## Available data

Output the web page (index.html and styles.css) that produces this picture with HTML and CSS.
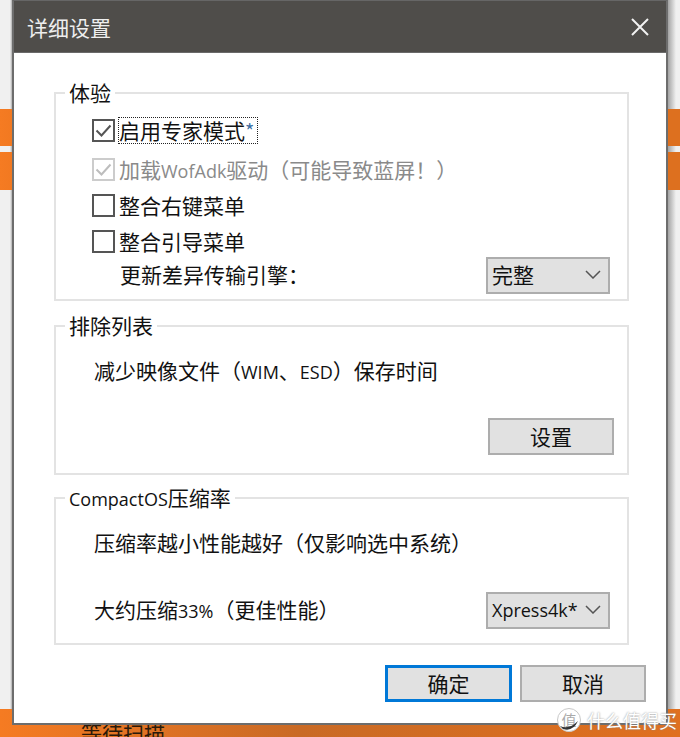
FILE: index.html
```html
<!DOCTYPE html>
<html lang="zh-CN">
<head>
    <meta charset="UTF-8">
    <meta name="viewport" content="width=device-width, initial-scale=1.0">
    <title>详细设置</title>
    <link rel="stylesheet" href="styles.css">
</head>
<body>
    <!-- Window behind the dialog -->
    <div class="backdrop">
        <div class="stripe stripe-one"></div>
        <div class="stripe stripe-two"></div>
        <div class="stripe-bottom"><span class="scan-text">等待扫描</span></div>
    </div>

    <div class="dialog">
        <div class="title-bar">
            <span class="title-text">详细设置</span>
            <svg class="close-icon" width="20" height="20" viewBox="0 0 20 20">
                <path d="M2 2 L18 18 M18 2 L2 18" stroke="#f2f2f2" stroke-width="2" fill="none"/>
            </svg>
        </div>

        <div class="dialog-body">
            <fieldset class="group group-experience">
                <legend>体验</legend>
                <div class="group-body">
                    <div class="row row-first">
                        <svg class="check" width="23" height="23" viewBox="0 0 23 23">
                            <rect x="1" y="1" width="21" height="21" fill="#fff" stroke="#555" stroke-width="2"/>
                            <path d="M4.5 11.5 L9.5 16.5 L18.5 6.5" stroke="#555" stroke-width="2" fill="none"/>
                        </svg>
                        <span class="focus-label">启用专家模式<span class="star">*</span></span>
                    </div>
                    <div class="row row-disabled">
                        <svg class="check" width="23" height="23" viewBox="0 0 23 23">
                            <rect x="1" y="1" width="21" height="21" fill="#fff" stroke="#ccc" stroke-width="2"/>
                            <path d="M4.5 11.5 L9.5 16.5 L18.5 6.5" stroke="#bdbdbd" stroke-width="2" fill="none"/>
                        </svg>
                        <span class="label">加载<span class="latin">WofAdk</span>驱动（可能导致蓝屏！）</span>
                    </div>
                    <div class="row">
                        <svg class="check" width="23" height="23" viewBox="0 0 23 23">
                            <rect x="1" y="1" width="21" height="21" fill="#fff" stroke="#555" stroke-width="2"/>
                        </svg>
                        <span class="label">整合右键菜单</span>
                    </div>
                    <div class="row">
                        <svg class="check" width="23" height="23" viewBox="0 0 23 23">
                            <rect x="1" y="1" width="21" height="21" fill="#fff" stroke="#555" stroke-width="2"/>
                        </svg>
                        <span class="label">整合引导菜单</span>
                    </div>
                    <div class="row row-engine">
                        <span class="label">更新差异传输引擎：</span>
                        <div class="select">
                            <span>完整</span>
                            <svg width="16" height="9" viewBox="0 0 16 9">
                                <path d="M1 1 L8 8 L15 1" stroke="#555" stroke-width="1.5" fill="none"/>
                            </svg>
                        </div>
                    </div>
                </div>
            </fieldset>

            <fieldset class="group group-exclude">
                <legend>排除列表</legend>
                <div class="group-body">
                    <div class="desc">减少映像文件（<span class="latin">WIM</span>、<span class="latin">ESD</span>）保存时间</div>
                    <div class="button-row">
                        <div class="button">设置</div>
                    </div>
                </div>
            </fieldset>

            <fieldset class="group group-compact">
                <legend><span class="latin">CompactOS</span>压缩率</legend>
                <div class="group-body">
                    <div class="desc">压缩率越小性能越好（仅影响选中系统）</div>
                    <div class="row-ratio">
                        <span class="ratio-text">大约压缩<span class="latin">33%</span>（更佳性能）</span>
                        <div class="select">
                            <span class="latin">Xpress4k*</span>
                            <svg width="16" height="9" viewBox="0 0 16 9">
                                <path d="M1 1 L8 8 L15 1" stroke="#555" stroke-width="1.5" fill="none"/>
                            </svg>
                        </div>
                    </div>
                </div>
            </fieldset>

            <div class="footer">
                <div class="button button-primary">确定</div>
                <div class="button">取消</div>
            </div>
        </div>
    </div>

    <div class="watermark">
        <svg width="26" height="26" viewBox="0 0 26 26">
            <circle cx="13" cy="13" r="11.5" fill="#fff" stroke="#c8c8c8" stroke-width="1"/>
            <text x="13" y="19" text-anchor="middle" class="logo-char">值</text>
            <path d="M4 19 Q13 23 22 14 Q17 25 7 22 Z" fill="#333"/>
        </svg>
        <span class="mark-text">什么值得买</span>
    </div>
</body>
</html>
```

FILE: styles.css
```css
* {
    box-sizing: border-box;
}
body {
    margin: 0;
    width: 680px;
    height: 737px;
    overflow: hidden;
    position: relative;
    font-family: "Noto Sans CJK SC", sans-serif;
    font-size: 21px;
    color: #111;
    background: linear-gradient(to right, #f0f0f0 0, #f0f0f0 10px, #b0b0b0 12px, #b0b0b0 667px, #9a9a9a 667px, #f0f0f0 676px);
}
.latin {
    font-family: "Open Sans", sans-serif;
    font-size: 18px;
}

/* backdrop */
.stripe {
    position: absolute;
    left: 0;
    width: 680px;
    background: linear-gradient(to right, #f57b22, #f07820 20px, #dd701f 670px);
}
.stripe-one {
    top: 109px;
    height: 37px;
}
.stripe-two {
    top: 152px;
    height: 38px;
}
.stripe-bottom {
    position: absolute;
    left: 0;
    top: 709px;
    width: 680px;
    height: 28px;
    background: linear-gradient(to right, #f57b22, #c96a25 300px, #e0701f 680px);
}
.scan-text {
    position: absolute;
    left: 81px;
    top: 8px;
    font-size: 21px;
    line-height: 30px;
    color: #2a1a0a;
}

/* dialog */
.dialog {
    position: absolute;
    left: 12px;
    top: 0;
    width: 656px;
    height: 725px;
    background: #fff;
    border: 2px solid #6d6d6d;
    border-top: 1px solid #666;
    display: flex;
    flex-direction: column;
}
.title-bar {
    height: 52px;
    background: #4f4d4a;
    border-bottom: 1px solid #6a6a6a;
    display: flex;
    align-items: center;
    justify-content: space-between;
    padding: 0 16px 0 13px;
    color: #eee;
}
.dialog-body {
    flex: 1;
    padding: 26px 36px 0 40px;
    display: flex;
    flex-direction: column;
}

.group {
    margin: 0;
    padding: 0;
    border: 2px solid #e3e3e3;
    width: 575px;
}
.group legend {
    margin-left: 9px;
    padding: 0 4px;
    height: 28px;
    line-height: 26px;
}
.group-experience {
    height: 222px;
}
.group-experience .group-body {
    padding: 5px 17px 0 36px;
}
.group-exclude {
    height: 163px;
    margin-top: 11px;
}
.group-exclude .group-body {
    padding: 15px 13px 0 38px;
}
.group-compact {
    height: 161px;
    margin-top: 9px;
}
.group-compact .group-body {
    padding: 15px 17px 0 38px;
}

.row {
    display: flex;
    align-items: center;
    height: 36px;
}
.row-first {
    margin-bottom: 3px;
}
.row-disabled .label,
.row-disabled .latin {
    color: #8a8a8a;
}
.check {
    flex: none;
    margin-right: 3px;
}
.label {
    padding: 0 1px;
}
.focus-label {
    border: 1px dotted #222;
    line-height: 25px;
    padding: 0 3px 0 0;
}
.star {
    color: #3d6fa5;
    font-size: 20px;
}
.row-engine {
    justify-content: space-between;
    padding-left: 27px;
    margin-top: -2px;
}
.row-engine .label {
    padding-bottom: 2px;
}

.select {
    width: 124px;
    height: 37px;
    background: #e1e1e1;
    border: 2px solid #adadad;
    display: flex;
    align-items: center;
    justify-content: space-between;
    padding: 0 7px 2px 4px;
    color: #111;
}

.desc {
    height: 30px;
    line-height: 30px;
}
.button-row {
    display: flex;
    justify-content: flex-end;
    margin-top: 33px;
}
.row-ratio {
    display: flex;
    align-items: center;
    justify-content: space-between;
    margin-top: 35px;
}
.ratio-text {
    padding-bottom: 4px;
}

.button {
    width: 126px;
    height: 37px;
    background: #e1e1e1;
    border: 2px solid #adadad;
    display: flex;
    align-items: center;
    justify-content: center;
    line-height: 30px;
    padding-bottom: 2px;
}
.button-primary {
    width: 127px;
    border: 3px solid #0078d7;
}
.footer {
    display: flex;
    justify-content: flex-end;
    gap: 8px;
    margin: 20px -16px 0 0;
}

/* site watermark over the corner */
.watermark {
    position: absolute;
    left: 556px;
    top: 707px;
    display: flex;
    align-items: center;
    gap: 5px;
    color: #fff;
    font-size: 18px;
    line-height: 26px;
}
.logo-char {
    font-size: 15px;
    fill: #aaa;
}
.mark-text {
    text-shadow: 0 0 2px #888;
}
```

## Task
Every line in the data that holds "styles" should be copied out.

## Response to this task
Output the web page (index.html and styles.css) that produces this picture with HTML and CSS.
    <link rel="stylesheet" href="styles.css">
FILE: styles.css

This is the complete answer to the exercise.